By the Numbers - Teens and ChatGPT
26 — The percentage of U.S. teens who have used ChatGPT for schoolwork, a striking 100% increase from just 13% in 2023, according to a new Pew Research Center survey.
79 — The proportion of U.S. teens who say they’ve heard of ChatGPT, up 12 percentage points from 67% in 2023, showing the AI chatbot’s rapidly growing cultural penetration.
54% — Just over half of teens believe it’s acceptable to use ChatGPT to research new topics, while only 18% think it’s OK to use it for writing essays (with 42% firmly against this application).
26 — The percentage point increase in ChatGPT awareness among teens in the lowest-income households (jumping from 41% to 67%), compared to just an 11-point increase among teens from higher-income families.
— Pew Research Center, 5m, #chatgpt, #education, #teens
Code Hallucination
Unlike hallucinations in text (which can silently torpedo your reputation), phantom code functions announce their falseness by immediately crashing when executed. The real danger lies in code that looks perfect, runs without errors, but subtly fails to deliver the intended functionality. As Simon Willison points out, your job as a developer remains unchanged: manually test everything, never trust code you haven’t seen working, and remain appropriately skeptical even when the AI produces beautiful-looking solutions. If hallucinations are bogging you down, try different models, feed examples into context, or stick with boring, established technologies that models know better.
— Simon Willison’s Weblog, 5m, #ai, #software-development, #hallucinations
Prompt Engineering Design
Alex Klein argues that the rush to implement AI has created a dangerous misconception that AI doesn’t need design, just engineering. Klein introduces the metaphor of “wire prompts versus cloth prompts,” channeling Harlow’s monkey experiments to illustrate how technically functional AI (wire) fails against AI designed with human needs in mind (cloth). The piece challenges the industry’s current approach, suggesting that no matter how magical AI seems, it remains useless without thoughtful design intervention. As Klein pointedly observes, steering AI models isn’t like traditional software engineering where specific code yields predictable outcomes - it requires continuous refinement through an iterative design process.
— UX Collective, 12m, #prompt-design, #ai, #product
Tasty Software
As software becomes increasingly commoditized (especially in the AI era), simply building something functional is no longer impressive—it’s expected. The real competitive edge now comes from developing good taste, argues Emil Kowalski. Just as cars evolved novelties to products differentiated by design details, software needs that same refinement. But taste isn’t subjective preference; it’s a trainable instinct. Kowalski offers a three-part recipe for developing this crucial skill: immerse yourself in great work (study what the best in your field create), analyze why certain designs feel exceptional (move beyond gut reactions), and practice relentlessly while seeking quality feedback.
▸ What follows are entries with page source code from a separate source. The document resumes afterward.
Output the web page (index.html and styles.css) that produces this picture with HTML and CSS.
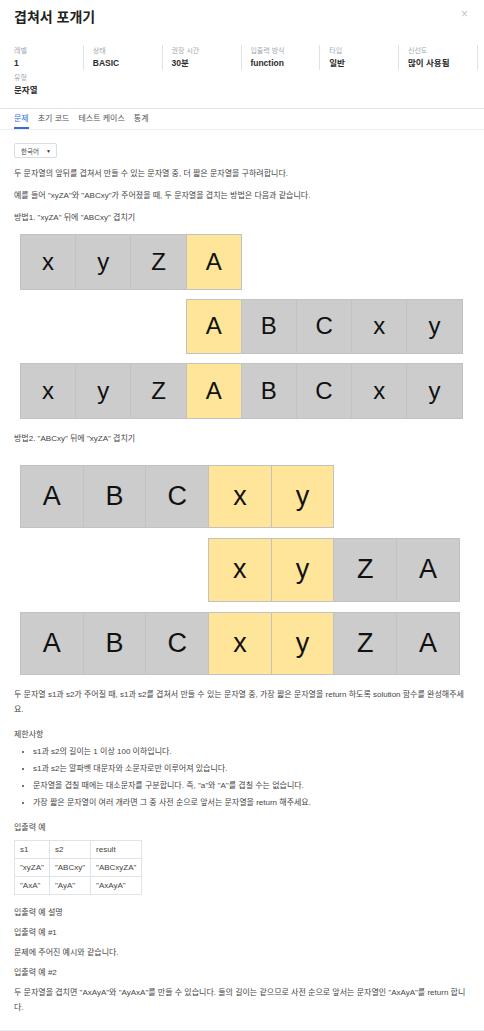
FILE: index.html
```html
<!DOCTYPE html>
<html lang="ko">
<head>
<meta charset="utf-8">
<title>겹쳐서 포개기</title>
<link rel="stylesheet" href="styles.css">
</head>
<body>
<div class="modal">
  <header class="header">
    <div class="title-row">
      <h1 class="title">겹쳐서 포개기</h1>
      <span class="close">×</span>
    </div>
    <div class="meta">
      <div class="meta-item"><div class="meta-label">레벨</div><div class="meta-value">1</div></div>
      <div class="meta-item"><div class="meta-label">상태</div><div class="meta-value">BASIC</div></div>
      <div class="meta-item"><div class="meta-label">권장 시간</div><div class="meta-value">30분</div></div>
      <div class="meta-item"><div class="meta-label">입출력 방식</div><div class="meta-value">function</div></div>
      <div class="meta-item"><div class="meta-label">타입</div><div class="meta-value">일반</div></div>
      <div class="meta-item"><div class="meta-label">신선도</div><div class="meta-value">많이 사용됨</div></div>
      <div class="meta-item"><div class="meta-label">유형</div><div class="meta-value">문자열</div></div>
    </div>
  </header>
  <nav class="tabs">
    <span class="tab active">문제</span>
    <span class="tab">초기 코드</span>
    <span class="tab">테스트 케이스</span>
    <span class="tab">통계</span>
  </nav>
  <main class="content">
    <div class="select">한국어 <span class="caret">▼</span></div>
    <p>두 문자열의 앞뒤를 겹쳐서 만들 수 있는 문자열 중, 더 짧은 문자열을 구하려합니다.</p>
    <p>예를 들어 "xyZA"와 "ABCxy"가 주어졌을 때, 두 문자열을 겹치는 방법은 다음과 같습니다.</p>
    <p>방법1. "xyZA" 뒤에 "ABCxy" 겹치기</p>
    <div class="diagram d1">
      <div class="drow">
        <span class="cell">x</span><span class="cell">y</span><span class="cell">Z</span><span class="cell hl">A</span>
      </div>
      <div class="drow shift">
        <span class="cell hl">A</span><span class="cell">B</span><span class="cell">C</span><span class="cell">x</span><span class="cell">y</span>
      </div>
      <div class="drow">
        <span class="cell">x</span><span class="cell">y</span><span class="cell">Z</span><span class="cell hl">A</span><span class="cell">B</span><span class="cell">C</span><span class="cell">x</span><span class="cell">y</span>
      </div>
    </div>
    <p>방법2. "ABCxy" 뒤에 "xyZA" 겹치기</p>
    <div class="diagram d2">
      <div class="drow">
        <span class="cell">A</span><span class="cell">B</span><span class="cell">C</span><span class="cell hl">x</span><span class="cell hl">y</span>
      </div>
      <div class="drow shift">
        <span class="cell hl">x</span><span class="cell hl">y</span><span class="cell">Z</span><span class="cell">A</span>
      </div>
      <div class="drow">
        <span class="cell">A</span><span class="cell">B</span><span class="cell">C</span><span class="cell hl">x</span><span class="cell hl">y</span><span class="cell">Z</span><span class="cell">A</span>
      </div>
    </div>
    <p>두 문자열 s1과 s2가 주어질 때, s1과 s2를 겹쳐서 만들 수 있는 문자열 중, 가장 짧은 문자열을 return 하도록 solution 함수를 완성해주세요.</p>
    <p class="section">제한사항</p>
    <ul class="rules">
      <li>s1과 s2의 길이는 1 이상 100 이하입니다.</li>
      <li>s1과 s2는 알파벳 대문자와 소문자로만 이루어져 있습니다.</li>
      <li>문자열을 겹칠 때에는 대소문자를 구분합니다. 즉, "a"와 "A"를 겹칠 수는 없습니다.</li>
      <li>가장 짧은 문자열이 여러 개라면 그 중 사전 순으로 앞서는 문자열을 return 해주세요.</li>
    </ul>
    <p class="section">입출력 예</p>
    <table class="examples">
      <tr><th>s1</th><th>s2</th><th>result</th></tr>
      <tr><td>"xyZA"</td><td>"ABCxy"</td><td>"ABCxyZA"</td></tr>
      <tr><td>"AxA"</td><td>"AyA"</td><td>"AxAyA"</td></tr>
    </table>
    <div class="explain">
      <p>입출력 예 설명</p>
      <p>입출력 예 #1</p>
      <p>문제에 주어진 예시와 같습니다.</p>
      <p>입출력 예 #2</p>
      <p>두 문자열을 겹치면 "AxAyA"와 "AyAxA"를 만들 수 있습니다. 둘의 길이는 같으므로 사전 순으로 앞서는 문자열인 "AxAyA"를 return 합니다.</p>
    </div>
  </main>
</div>
</body>
</html>
```

FILE: styles.css
```css
html, body {
  margin: 0;
  padding: 0;
  background: #fff;
}

body {
  font-family: "Liberation Sans", "Noto Sans CJK KR", sans-serif;
  color: #444;
  font-size: 8px;
}

.modal {
  width: 484px;
  min-height: 1031px;
  box-sizing: border-box;
  border-bottom: 1px solid #e9edf1;
}

.header {
  padding: 6px 14px 0;
  height: 109px;
  box-sizing: border-box;
  border-bottom: 1px solid #dfe5ec;
}

.title-row {
  display: flex;
  justify-content: space-between;
  align-items: center;
  height: 20px;
}

.title {
  margin: 0;
  font-size: 14px;
  font-weight: bold;
  color: #222;
}

.close {
  color: #c4c4c4;
  font-size: 12px;
  margin-right: 2px;
  margin-top: -4px;
}

.meta {
  display: grid;
  grid-template-columns: repeat(6, 70px);
  column-gap: 8.8px;
  row-gap: 2px;
  margin-top: 19px;
}

.meta-item {
  border-right: 1px solid #dde3ea;
  height: 25px;
}

.meta-item:last-child {
  border-right: none;
}

.meta-label {
  font-size: 7px;
  line-height: 12px;
  color: #a3a8ae;
}

.meta-value {
  font-size: 8.5px;
  line-height: 13px;
  font-weight: bold;
  color: #2c2c2c;
}

.tabs {
  display: flex;
  gap: 9px;
  padding: 0 14px;
  height: 20px;
  border-bottom: 1px solid #edf0f3;
}

.tab {
  font-size: 8px;
  line-height: 19px;
  color: #555;
  border-bottom: 2px solid transparent;
}

.tab.active {
  color: #2f6fd6;
  border-bottom-color: #2f6fd6;
}

.content {
  padding: 13px 14px 0;
}

.select {
  display: inline-flex;
  align-items: center;
  gap: 7px;
  height: 15px;
  box-sizing: border-box;
  padding: 0 5px 0 6px;
  border: 1px solid #d6dde5;
  border-radius: 2px;
  font-size: 6.5px;
  white-space: nowrap;
  color: #444;
}

.caret {
  font-size: 5px;
  color: #333;
}

p {
  margin: 7px 0 0;
  line-height: 15px;
}

.select + p {
  margin-top: 8px;
}

.diagram {
  display: flex;
  flex-direction: column;
  margin-left: 6px;
  font-family: "Liberation Sans", Arial, sans-serif;
  color: #111;
}

.d1 {
  gap: 9px;
  margin-top: 9px;
  margin-bottom: 12px;
}

.d2 {
  gap: 10px;
  margin-top: 19px;
  margin-bottom: 12px;
}

.drow {
  display: flex;
}

.cell {
  display: flex;
  flex: none;
  align-items: center;
  justify-content: center;
  box-sizing: border-box;
  background: #cccccc;
  border: 1px solid #c2c2c2;
  margin-left: -1px;
}

.drow .cell:first-child {
  margin-left: 0;
}

.cell.hl {
  background: #ffe599;
}

.d1 .cell {
  width: 56.2px;
  height: 55.5px;
  font-size: 24px;
}

.d1 .drow.shift {
  padding-left: 165.6px;
}

.d2 .cell {
  width: 63.7px;
  height: 63.5px;
  font-size: 27px;
}

.d2 .drow.shift {
  padding-left: 188px;
}

.diagram + p {
  margin-top: 0;
}

.section {
  margin-top: 10px;
}

.rules {
  margin: 2px 0 0;
  padding-left: 19px;
}

.rules li {
  line-height: 15px;
  margin-top: 2px;
}

.examples {
  border-collapse: collapse;
  margin-top: 5px;
  margin-bottom: 10px;
}

.examples th,
.examples td {
  border: 1px solid #dfe4ea;
  padding: 1px 5px;
  line-height: 15px;
  font-weight: normal;
  text-align: left;
  color: #444;
}

.explain p {
  margin-top: 5px;
}

.explain p:first-child {
  margin-top: 0;
}
```
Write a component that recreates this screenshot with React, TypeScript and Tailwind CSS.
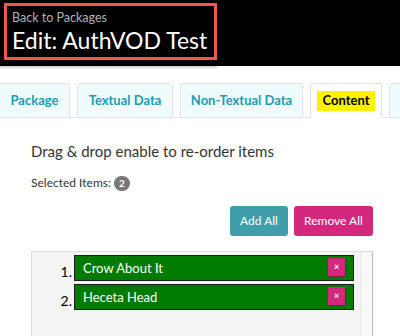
// Edit package page — content tab with selected items list
const TABS = [
  { label: 'Package', w: 'w-[71px]' },
  { label: 'Textual Data', w: 'w-[96px]' },
  { label: 'Non-Textual Data', w: 'w-[123px]' },
];

const ITEMS = ['Crow About It', 'Heceta Head'];

export default function App() {
  return (
    <div className="w-[400px] h-[336px] overflow-hidden bg-white font-['Lato','Open_Sans',sans-serif] text-[#333]">
      {/* Header */}
      <div className="h-[66px] bg-black pt-[3px] pl-[4px]">
        <div className="w-[213px] h-[57px] border-[3px] border-[#f2574c] pl-[5px] pt-[4px]">
          <div className="text-[12.5px] leading-[16px] text-[#b3b3b3]">Back to Packages</div>
          <div className="mt-[1px] text-[23px] leading-[27px] text-white">Edit: AuthVOD Test</div>
        </div>
      </div>
      <div className="h-[3px] w-[217px] bg-gradient-to-b from-[#c8c8c8] to-white" />

      {/* Tabs */}
      <div className="mt-[14px] flex gap-[7px] border-b border-[#e4e4e4] ml-[-1px] w-[460px]">
        {TABS.map((t) => (
          <div
            key={t.label}
            className={`${t.w} shrink-0 h-[35px] mb-[-1px] flex items-center justify-center rounded-t-[3px] border border-[#e2e2e2] bg-[#effbfd] text-[13px] font-bold text-[#1b9db3]`}
          >
            {t.label}
          </div>
        ))}
        <div className="w-[72px] shrink-0 h-[35px] mb-[-1px] flex items-center justify-center rounded-t-[3px] border border-[#e2e2e2] border-b-white bg-white">
          <span className="bg-[#fff200] px-[6px] h-[20px] flex items-center text-[13px] font-bold text-black">Content</span>
        </div>
        <div className="w-[40px] shrink-0 h-[35px] mb-[-1px] rounded-t-[3px] border border-[#e2e2e2] bg-[#effbfd]" />
      </div>

      {/* Content */}
      <div className="pl-[31px] pr-[27px]">
        <div className="mt-[23px] text-[15px] leading-[20px] text-[#333]">Drag &amp; drop enable to re-order items</div>
        <div className="mt-[13px] flex items-center gap-[3px] text-[12px] leading-[17px]">
          <span>Selected Items:</span>
          <span className="w-[16px] h-[15px] mt-[1px] rounded-full bg-[#777] text-white text-[10px] font-bold flex items-center justify-center">2</span>
        </div>
        <div className="mt-[15px] flex justify-end gap-[6px]">
          <button className="w-[58px] h-[30px] rounded-[3px] bg-[#3f9ea9] text-white text-[12px]">Add All</button>
          <button className="w-[79px] h-[30px] rounded-[3px] bg-[#d4287e] text-white text-[12px]">Remove All</button>
        </div>

        {/* Selected list */}
        <div className="mt-[15px] h-[100px] flex border-t border-l border-[#dedede] border-r border-r-[#b8b8b8] bg-[#f4f4f4]">
          <div className="flex-1 pt-[3px] pr-[6px] flex flex-col gap-[3px]">
            {ITEMS.map((item, i) => (
              <div key={item} className="flex items-end">
                <span className="w-[42px] pr-[2px] text-right text-[14px] leading-[17px] text-black mb-[1px]">{i + 1}.</span>
                <div className="flex-1 h-[26px] flex items-start justify-between border border-[#1e1e1e] bg-[#007b00] pl-[8px] pr-[8px]">
                  <span className="pt-[4px] text-[13px] leading-[16px] text-white">{item}</span>
                  <span className="mt-[2px] w-[17px] h-[18px] flex items-center justify-center bg-[#d4287e] text-white text-[9px] font-bold shadow-[1px_1px_0_#7d1a4b]">×</span>
                </div>
              </div>
            ))}
          </div>
          <div className="w-[12px] border-l border-[#e6e6e6] bg-[#f8f8f8]" />
        </div>
      </div>
    </div>
  );
}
Expect a gap between your taste and your abilities at first—that frustrating chasm is actually proof you’re on the right track. As Anu Atluru aptly puts it: “In a world of scarcity, we treasure tools. In a world of abundance, we treasure taste.”
— Developing Taste, 5m, #design, #product, #taste
Tech Debt Is Dead?
In a refreshingly honest take on tech’s most overused justification for refactoring code, this piece argues we should replace the ambiguous concept of “technical debt” with “optionality” from finance. Rather than framing engineering work as paying off an abstract debt (which often breeds distrust from non-technical stakeholders), we should think about creating flexibility in our systems. Just as an open train ticket becomes more valuable during disruptions, well-designed software becomes more valuable in volatile business environments. But beware overinvesting—the author confesses to once building a perfectly architected integration that got scrapped before ever launching. The future of engineering isn’t just shipping code (AI can do that) but cultivating optionality: knowing when and how to make systems extensible while still delivering immediate value.